AIFMD continues to plague hedge fund managers

Hedge fund managers are remaining tight-lipped following HM Treasury’s decision to allow new funds to continue to market as normal for the year following the implementation of the Alternative Investment Fund Manager’s Directive (AIFMD).

AIFMD continues to plague hedge fund managers

|

Spokespeople for seven UK hedge fund managers that have launched new products this year declined to comment on the matter, a possible sign derision towards the legislation remains strong among the community.

The AIFMD comes into force on 22 July this year, and will affect non-Ucits retail schemes, investment and venture capital trusts, charity funds, pension fund pooling schemes, hedge funds and private equity funds.

Initial estimates showed around 30% of European hedge fund managers, managing 90% of European-domiciled hedge fund capital, and just over half of other non-Ucits fund managers would be affected by the legislation.

The Directive includes measures restricting marketing activity relating to retail investors, but this will not apply to new funds until 21 July 2014.

Relief

Beyond the hedge fund industry the Treasury’s announcement has been met with relief.

Annabel Brodie-Smith, communications director at the AIC, said: “We really are welcoming the news because we were concerned it would cause a slowdown in the fund market at a time when there is a lot of demand for new launches.”

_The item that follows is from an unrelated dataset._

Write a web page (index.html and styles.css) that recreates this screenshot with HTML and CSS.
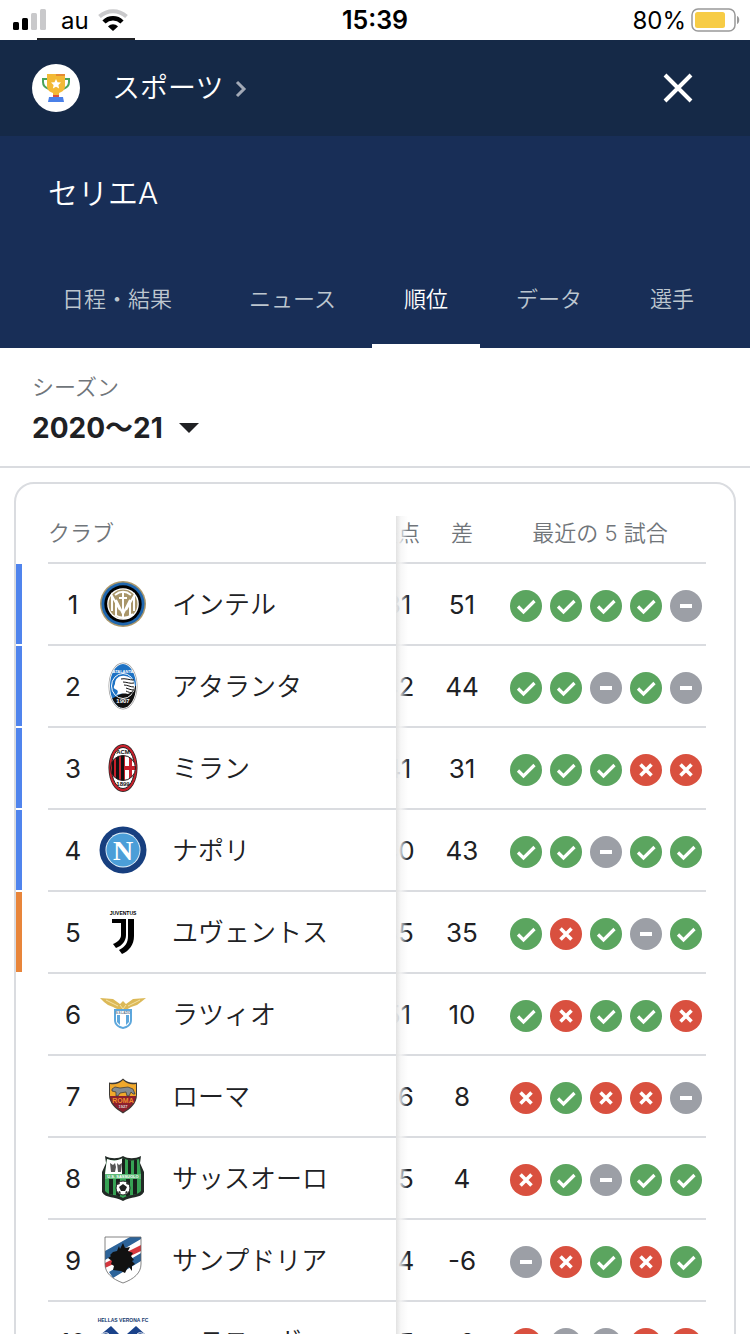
FILE: index.html
```html
<!DOCTYPE html>
<html lang="ja">
<head>
  <meta charset="UTF-8" />
  <meta name="viewport" content="width=device-width, initial-scale=1.0"/>
  <title>セリエA - 順位</title>
  <link rel="stylesheet" href="styles.css">
</head>
<body>
  <!-- Clip shapes, kept apart: they stop working inside display: none -->
  <svg class="clips" aria-hidden="true">
    <clipPath id="oval"><ellipse cx="24" cy="24" rx="13" ry="22"/></clipPath>
    <clipPath id="milanBall"><circle cx="24" cy="24" r="12.500"/></clipPath>
    <clipPath id="sassShield"><path d="M8 5c5 2 11 2 16-1 5 3 11 3 16 1l2 15v17c-4 5-12 3-18 7-6-4-14-2-18-7V20z"/></clipPath>
    <clipPath id="sampShield"><path d="M6 1h36v27c0 9-7 15-18 19C13 43 6 37 6 28z"/></clipPath>
  </svg>

  <!-- Icons and crests -->
  <svg class="sprites" aria-hidden="true">
    <symbol id="win" viewBox="0 0 32 32">
      <circle cx="16" cy="16" r="16" fill="#5ba55f"/>
      <path d="M8 16.500l5.500 5.500L24.500 11" fill="none" stroke="#fff" stroke-width="3.200"/>
    </symbol>
    <symbol id="draw" viewBox="0 0 32 32">
      <circle cx="16" cy="16" r="16" fill="#9c9fa6"/>
      <path d="M10 16h12" stroke="#fff" stroke-width="4"/>
    </symbol>
    <symbol id="loss" viewBox="0 0 32 32">
      <circle cx="16" cy="16" r="16" fill="#d9503f"/>
      <path d="M10.500 10.500l11 11M21.500 10.500l-11 11" stroke="#fff" stroke-width="3.600"/>
    </symbol>

    <symbol id="inter" viewBox="0 0 48 48">
      <circle cx="24" cy="24" r="23" fill="#a9966a"/>
      <circle cx="24" cy="24" r="21.500" fill="#1f66ae"/>
      <circle cx="24" cy="24" r="18.700" fill="#000"/>
      <circle cx="24" cy="24" r="15.800" fill="#fff"/>
      <circle cx="24" cy="24" r="14.500" fill="#a9966a"/>
      <g fill="none" stroke="#fff" stroke-width="2">
        <path d="M13 31V16l8 14M24 11v26M35 31V16l-8 14"/>
        <path d="M17 35V20l7 14 7-14v15"/>
        <path d="M16 15c5-4 11-4 16 0M16 35c6 4 12 4 18-1M20 18h8"/>
      </g>
    </symbol>

    <symbol id="atalanta" viewBox="0 0 48 48">
      <ellipse cx="24" cy="24" rx="14.500" ry="23.500" fill="#999"/>
      <ellipse cx="24" cy="24" rx="13.800" ry="22.800" fill="#fff"/>
      <g clip-path="url(#oval)">
        <path d="M0 0h48v12L20 48H0z" fill="#1d72c4"/>
        <path d="M8 39l14-7 18-10v26H8z" fill="#111"/>
        <ellipse cx="24" cy="24" rx="11.500" ry="12.500" fill="none" stroke="#fff" stroke-width="1"/>
        <path d="M17 33c3-3 2-5-1-6-2-1-1-3 0-5 0-6 5-9 10-8 7 1 10 6 9 12-1 3-3 5-6 6-5-1-8 0-12 1z" fill="#fff"/>
        <path d="M22 17c4-1 8 1 13 1M24 20c4 0 7 2 11 1M25 23c4 0 6 2 10 2M27 26c3 1 5 2 8 2M27 29c2 1 5 2 7 2" stroke="#111" stroke-width="1" fill="none"/>
      </g>
      <text x="24" y="11" class="crest-text" font-size="4" fill="#fff">ATALANTA</text>
      <text x="24" y="41" class="crest-text" font-size="6" fill="#fff">1907</text>
    </symbol>

    <symbol id="milan" viewBox="0 0 48 48">
      <ellipse cx="24" cy="24" rx="14.500" ry="24" fill="#222"/>
      <ellipse cx="24" cy="24" rx="13.800" ry="23.200" fill="#c8202b"/>
      <ellipse cx="24" cy="24" rx="11.500" ry="20.500" fill="#fff" stroke="#222" stroke-width="1"/>
      <g clip-path="url(#milanBall)">
        <path d="M10 10h28v28H10z" fill="#c8202b"/>
        <path d="M13 10h2v28h-2zM17 10h3v28h-3zM22 10h3v28h-3z" fill="#111"/>
        <path d="M26 10h4v12h-4zM33 10h6v12h-6zM26 26h4v12h-4zM33 26h6v12h-6z" fill="#fff"/>
      </g>
      <circle cx="24" cy="24" r="12.500" fill="none" stroke="#222"/>
      <text x="24" y="10" class="crest-text" font-size="6" fill="#111">ACM</text>
      <text x="24" y="42" class="crest-text" font-size="6" fill="#111">1899</text>
    </symbol>

    <symbol id="napoli" viewBox="0 0 48 48">
      <circle cx="24" cy="24" r="23.500" fill="#173f7f"/>
      <circle cx="24" cy="24" r="17.500" fill="#e8f3fa"/>
      <circle cx="24" cy="24" r="16.600" fill="#4b9ed8"/>
      <text x="24" y="34" class="crest-serif" font-size="28" fill="#fff">N</text>
    </symbol>

    <symbol id="juventus" viewBox="0 0 48 48">
      <text x="24" y="7" class="crest-text" font-size="5" fill="#000">JUVENTUS</text>
      <path d="M13 11h14v16c0 6-4 11-10 13l-3-4c5-2 8-5 8-9V15h-9z"/>
      <path d="M29 11h6v17c0 9-5 15-12 18l-3-4c6-3 9-7 9-14z"/>
    </symbol>

    <symbol id="lazio" viewBox="0 0 48 48">
      <path d="M1 8l13 1 7 5 3-3 3 3 7-5 13-1-5 4-4 3-6 2-5 3h-7l-6-3-5-2-4-3z" fill="#dcb958"/>
      <path d="M7 10l12 6M41 10l-12 6M21 15l3 4 3-4" stroke="#f5e2a4" stroke-width="1" fill="none"/>
      <path d="M15 19h18v11c0 5-4 8-9 9-5-1-9-4-9-9z" fill="#5da7dc"/>
      <path d="M17 21h14v9c0 4-3 6-7 7-4-1-7-3-7-7z" fill="#fff"/>
      <path d="M18 25h3v10l-3-3zM27 25h3v7l-3 3z" fill="#5da7dc"/>
      <text x="24" y="24" class="crest-text" font-size="3" fill="#59738a">S.S.LAZIO</text>
    </symbol>

    <symbol id="roma" viewBox="0 0 48 48">
      <path d="M24 6.500c4 4 9 5 14 4v12c0 9-6 14-14 19-8-5-14-10-14-19v-12c5 1 10 0 14-4z" fill="#3d3935"/>
      <path d="M24 8c4 4 8 5 13 4v12H11V12c5 1 9 0 13-4z" fill="#f0a82c"/>
      <path d="M11 24h26c-1 7-6 12-13 16-7-4-12-9-13-16z" fill="#8d1f2d"/>
      <path d="M13 17l3-2 5 1 8-1 5 2 2 5h-2l-2-2-2 4h-2l-1-4-6 1-2 3h-2v-4l-4-1z" fill="#858b90" stroke="#333" stroke-width=".7"/>
      <text x="24" y="31" class="crest-text" font-size="7" fill="#ef8c2c">ROMA</text>
      <text x="24" y="36" class="crest-text" font-size="4" fill="#ddd">1927</text>
    </symbol>

    <symbol id="sassuolo" viewBox="0 0 48 48">
      <path d="M6 2c6 3 13 3 18 0 5 3 12 3 18 0l-1 7 4 9v20c-4 7-13 4-21 9-8-5-17-2-21-9V18l4-9z" fill="#222a26"/>
      <g clip-path="url(#sassShield)">
        <path d="M5 2h38v44H5z" fill="#36a354"/>
        <path d="M5 2h19v18H5z" fill="#fff"/>
        <path d="M23 2h3v18h-3zM29 2h3v18h-3zM35 2h3v18h-3zM10 25h4v18h-4zM17 25h4v18h-4zM27 25h4v18h-4zM34 25h4v18h-4z" fill="#18211c"/>
        <path d="M11 9l3 2 2-2 1 4-1 5h-4zM18 9l2 2 3-2-1 9h-3z" fill="#555"/>
        <path d="M5 20h38v5H5z" fill="#5dba77"/>
      </g>
      <text x="24" y="24" class="crest-text" font-size="4" fill="#fff">U.S. SASSUOLO</text>
      <circle cx="24" cy="34" r="7" fill="#fff" stroke="#222"/>
      <path d="M24 30l4 3-2 4h-4l-2-4zM18 31l2-3 1 2zM30 31l-2-3-1 2zM19 38l2-1 1 3zM29 38l-2-1-1 3z" fill="#222"/>
    </symbol>

    <symbol id="sampdoria" viewBox="0 0 48 48">
      <g clip-path="url(#sampShield)">
        <path d="M6 1h36v46H6z" fill="#fff"/>
        <path d="M6 15L31 1h11v2L6 24zM10 36l32-19v8L14 42z" fill="#2c6399"/>
        <path d="M6 27l36-18v6L6 32z" fill="#d5363d"/>
        <path d="M9 22l3-2-1-1 3-3 4-1 2-5 1 3 3-6 2 5 5-1-2 4 5 2-2 3 3 4-2 1 3 3-3 2v5l-3-4-2 2-2 4-4-2-8-1 1-4-3-2 1-3z" fill="#111"/>
      </g>
      <path d="M6 1h36v27c0 9-7 15-18 19C13 43 6 37 6 28z" fill="none" stroke="#666" stroke-width=".8"/>
    </symbol>

    <symbol id="verona" viewBox="0 0 48 48">
      <text x="24" y="4" class="crest-text" font-size="5" fill="#15396f">HELLAS VERONA FC</text>
      <path d="M12 8l8 8-3 4h14l-3-4 9-8 11 10v18L24 48 0 36V18z" fill="#1a428a"/>
      <path d="M3 16c5-3 9 0 7 4M45 16c-5-3-9 0-7 4" fill="none" stroke="#fff"/>
    </symbol>
  </svg>

  <div class="status-bar">
    <div class="carrier">
      <svg width="34" height="22" viewBox="0 0 34 22" aria-hidden="true">
        <rect x="0" y="13" width="6" height="8" rx="1.500"/>
        <rect x="9" y="9" width="6" height="12" rx="1.500"/>
        <rect x="18" y="4" width="6" height="17" rx="1.500" fill="#c9c9cb"/>
        <rect x="27" y="0" width="6" height="21" rx="1.500" fill="#c9c9cb"/>
      </svg>
      <span class="carrier-name">au</span>
      <svg width="30" height="22" viewBox="0 0 30 22" aria-hidden="true">
        <path d="M1.500 7.500c8-7 19-7 27 0" fill="none" stroke="#c9c9cb" stroke-width="4"/>
        <path d="M6 13c5-5 13-5 18 0" fill="none" stroke="#000" stroke-width="4.500"/>
        <path d="M10 17.500c3-3 7-3 10 0L15 22z"/>
      </svg>
    </div>
    <span class="clock">15:39</span>
    <div class="battery">
      <span>80%</span>
      <svg width="49" height="24" viewBox="0 0 49 24" aria-hidden="true">
        <rect x="1" y="1" width="43" height="22" rx="6" fill="#fff" stroke="#999" stroke-width="1.500"/>
        <rect x="4" y="4" width="30" height="16" rx="2.500" fill="#f7cc45"/>
        <path d="M46 8c3 1 3 7 0 8z" fill="#999"/>
      </svg>
    </div>
    <div class="status-line"></div>
  </div>

  <header class="top-bar">
    <svg class="logo" viewBox="0 0 48 48" aria-hidden="true">
      <circle cx="24" cy="24" r="24" fill="#fff"/>
      <path d="M16 15h-5v3c0 4 3 6 6 7M32 15h5v3c0 4-3 6-6 7" fill="none" stroke="#4aa35a" stroke-width="2"/>
      <path d="M15 10h18v12c0 4-3 6-6 7v3h-6v-3c-3-1-6-3-6-7z" fill="#f3b935"/>
      <path d="M24 10h9v2h-9z" fill="#e58b32"/>
      <path d="M24 15l1.500 3.200 3.500.4-2.600 2.400.7 3.500-3.100-1.800-3.100 1.800.7-3.500-2.600-2.400 3.500-.4z" fill="#fff"/>
      <path d="M21 31h6v2h-6z" fill="#d9503f"/>
      <path d="M17 33h14l1 5H16z" fill="#4a80e8"/>
    </svg>
    <a class="top-link" href="#">
      <span>スポーツ</span>
      <svg width="12" height="18" viewBox="0 0 12 18" aria-hidden="true"><path d="M2 2l7 7-7 7" fill="none" stroke="#a2a9b6" stroke-width="3"/></svg>
    </a>
    <button class="close" aria-label="閉じる">
      <svg width="30" height="30" viewBox="0 0 30 30"><path d="M2 2l26 26M28 2L2 28" stroke="#fff" stroke-width="4"/></svg>
    </button>
  </header>

  <section class="league">
    <h1>セリエA</h1>
    <nav class="tabs">
      <a class="tab" href="#">日程・結果</a>
      <a class="tab" href="#">ニュース</a>
      <a class="tab active" href="#" aria-current="page">順位</a>
      <a class="tab" href="#">データ</a>
      <a class="tab" href="#">選手</a>
    </nav>
  </section>

  <section class="season">
    <label for="season">シーズン</label>
    <div class="season-select">
      <select id="season">
        <option>2020〜21</option>
      </select>
      <svg width="20" height="10" viewBox="0 0 20 10" aria-hidden="true"><path d="M0 0h20L10 10z" fill="#202124"/></svg>
    </div>
  </section>

  <main class="card">
    <table>
      <thead>
        <tr>
          <td class="zone"></td>
          <th class="club" scope="col">クラブ</th>
          <th class="against" scope="col"><span>失点</span></th>
          <th class="diff" scope="col">差</th>
          <th class="form" scope="col">最近の 5 試合</th>
        </tr>
      </thead>
      <tbody id="standings"></tbody>
    </table>
  </main>

  <script>
    // form: w = win, d = draw, l = loss
    const clubs = [
      { name: 'インテル', crest: 'inter', against: 31, diff: 51, form: 'wwwwd', zone: 'champions' },
      { name: 'アタランタ', crest: 'atalanta', against: 42, diff: 44, form: 'wwdwd', zone: 'champions' },
      { name: 'ミラン', crest: 'milan', against: 41, diff: 31, form: 'wwwll', zone: 'champions' },
      { name: 'ナポリ', crest: 'napoli', against: 40, diff: 43, form: 'wwdww', zone: 'champions' },
      { name: 'ユヴェントス', crest: 'juventus', against: 35, diff: 35, form: 'wlwdw', zone: 'europa' },
      { name: 'ラツィオ', crest: 'lazio', against: 51, diff: 10, form: 'wlwwl', zone: '' },
      { name: 'ローマ', crest: 'roma', against: 56, diff: 8, form: 'lwlld', zone: '' },
      { name: 'サッスオーロ', crest: 'sassuolo', against: 55, diff: 4, form: 'lwdww', zone: '' },
      { name: 'サンプドリア', crest: 'sampdoria', against: 54, diff: -6, form: 'dlwlw', zone: '' },
      { name: 'ヘラス・ヴェローナ', crest: 'verona', against: 45, diff: -2, form: 'lddll', zone: '' }
    ];
    const results = { w: ['win', '勝ち'], d: ['draw', '引き分け'], l: ['loss', '負け'] };

    document.getElementById('standings').innerHTML = clubs.map((club, index) => `
      <tr>
        <td class="zone"><div class="zone-bar ${club.zone}"></div></td>
        <th class="club" scope="row">
          <div class="club-info">
            <span class="rank">${index + 1}</span>
            <svg class="crest" aria-hidden="true"><use href="#${club.crest}"/></svg>
            <span class="name">${club.name}</span>
          </div>
        </th>
        <td class="against"><span>${club.against}</span></td>
        <td class="diff">${club.diff}</td>
        <td class="form">
          <div class="form-icons">
            ${[...club.form].map(r => `<svg role="img" aria-label="${results[r][1]}"><use href="#${results[r][0]}"/></svg>`).join('')}
          </div>
        </td>
      </tr>
    `).join('');
  </script>
</body>
</html>
```
FILE: styles.css
```css
* {
  box-sizing: border-box;
}
body {
  margin: 0;
  height: 100vh;
  overflow: hidden;
  background: #fff;
  color: #202124;
  font-family: Inter, "Noto Sans CJK JP", sans-serif;
  font-size: 26px;
  font-weight: 400;
}
a {
  color: inherit;
  text-decoration: none;
}
.sprites {
  display: none;
}
.clips {
  position: absolute;
  width: 0;
  height: 0;
}
symbol {
  overflow: visible;
}
.crest-text {
  font-family: "Liberation Sans", sans-serif;
  font-weight: bold;
  text-anchor: middle;
}
.crest-serif {
  font-family: "Liberation Serif", serif;
  font-weight: bold;
  text-anchor: middle;
}

/* Status bar */
.status-bar {
  position: relative;
  display: grid;
  grid-template-columns: 1fr auto 1fr;
  align-items: center;
  height: 40px;
  padding: 0 10px 0 10px;
  color: #000;
  font-size: 24px;
}
.carrier {
  display: flex;
  align-items: center;
  padding-left: 3px;
}
.carrier-name {
  margin: 0 9px 0 14px;
}
.clock {
  font-size: 25px;
  font-weight: 600;
}
.battery {
  display: flex;
  align-items: center;
  justify-content: flex-end;
  gap: 5px;
}
.status-line {
  position: absolute;
  left: 37px;
  bottom: 0;
  width: 98px;
  height: 2px;
  background: #202124;
}

/* Header */
.top-bar {
  display: flex;
  align-items: center;
  height: 96px;
  padding: 0 50px 0 32px;
  background: #152947;
  color: #fff;
}
.logo {
  width: 48px;
  height: 48px;
}
.top-link {
  display: flex;
  align-items: center;
  gap: 12px;
  margin-left: 32px;
  font-size: 28px;
  font-weight: 350;
}
.top-link span {
  padding-bottom: 4px;
}
.top-link svg {
  margin-top: 2px;
}
.close {
  display: flex;
  margin-left: auto;
  padding: 7px;
  border: none;
  background: none;
  cursor: pointer;
}
.league {
  background: #182e57;
  color: #fff;
}
h1 {
  margin: 0;
  padding: 36px 48px 38px;
  font-size: 30px;
  font-weight: 350;
  line-height: 42px;
}
.tabs {
  display: flex;
  gap: 4px;
  padding-left: 30px;
}
.tab {
  padding: 2px 32px 0;
  border-bottom: 4px solid transparent;
  color: #bdc6cf;
  font-size: 22px;
  font-weight: 350;
  line-height: 90px;
  white-space: nowrap;
}
.tab:first-child {
  margin-right: 9px;
}
.tab.active {
  border-color: #fff;
  color: #fff;
}

/* Season picker */
.season {
  padding: 24px 32px 20px;
  border-bottom: 2px solid #dadce0;
}
.season label {
  display: block;
  margin-bottom: 8px;
  color: #70757a;
  font-size: 22px;
  font-weight: 350;
  line-height: 30px;
}
.season-select {
  display: flex;
  align-items: center;
  gap: 16px;
}
.season-select select {
  appearance: none;
  height: 36px;
  padding: 0;
  border: none;
  background: none;
  color: #202124;
  font: inherit;
  font-size: 28px;
  font-weight: 700;
}

/* Standings */
.card {
  margin: 14px 14px 0;
  padding: 32px 28px 0 0;
  border: 2px solid #dadce0;
  border-radius: 20px;
}
table {
  width: 100%;
  table-layout: fixed;
  border-spacing: 0;
}
th, td {
  height: 82px;
  padding: 0;
  border-bottom: 2px solid #dadce0;
  font-weight: 400;
  text-align: center;
}
thead th, thead td {
  height: 48px;
  padding-bottom: 12px;
  color: #70757a;
  font-size: 22px;
  font-weight: 350;
  line-height: 32px;
}
.zone {
  width: 32px;
  border-color: transparent;
}
.zone-bar {
  width: 6px;
  height: 80px;
}
.champions {
  background: #5084ed;
}
.europa {
  background: #e8853a;
}
.club {
  position: relative;
  z-index: 1;
  background: #fff;
  text-align: left;
}
/* Shadow over the scrolled columns */
.club::after {
  content: "";
  position: absolute;
  top: 0;
  bottom: -2px;
  left: 100%;
  width: 12px;
  background: linear-gradient(to right, #e2e2e2, rgba(245, 245, 245, 0.8) 40%, rgba(255, 255, 255, 0));
}
.club-info {
  display: flex;
  align-items: center;
  padding-right: 8px;
}
.rank {
  flex: none;
  width: 50px;
  text-align: center;
}
.crest {
  flex: none;
  width: 48px;
  height: 48px;
  margin: 0 25px 0 1px;
  overflow: visible;
}
.name {
  min-width: 0;
  padding-bottom: 4px;
  overflow: hidden;
  font-weight: 350;
  text-overflow: ellipsis;
  white-space: nowrap;
}
.against {
  width: 34px;
}
.against span {
  display: block;
  width: 64px;
  margin-left: -30px;
}
.diff {
  width: 64px;
}
.form {
  width: 212px;
}
.form-icons {
  display: flex;
  gap: 8px;
  padding: 4px 0 0 16px;
}
.form-icons svg {
  width: 32px;
  height: 32px;
}
```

Julie Patterson, IMA director of authorised funds and tax, said: “Confirmation that existing European and third country alternative investment fund managers can market new funds during the one-year transitional period, before being authorised under the AIFMD, is great news for firms with pan-European or global businesses.

“The consultation process with the Treasury underlined the Government’s commitment to engage constructively on new legislation, as set out in The UK investment management strategy

“The regulations published today will also help firms to work towards a more manageable timetable for implementation for domestic business.”

Last minute preparation

Research conducted by KNEIP towards the end of last year revealed around 40% of fund managers were unprepared for the new legislation, with time and cost being cited as a significant issue.

European hedge fund managers, meanwhile, held off launching new funds in the opening quarter of the year as they ensure all new funds are AIFMD-compliant. Just 12% of all new funds launched during the quarter were managed by Europe-based managers, a low number given that around 23% of all hedge fund managers are based in the region.

Investment trust managers, on the other hand, have been less reluctant to launch their new products and launches have remained fairly steady in comparison to previous years. A total of five new trusts been launched, three of which are now open to investors and the other two are due to open imminently.

Last year seven new trusts launched, and the total for 2011 was six.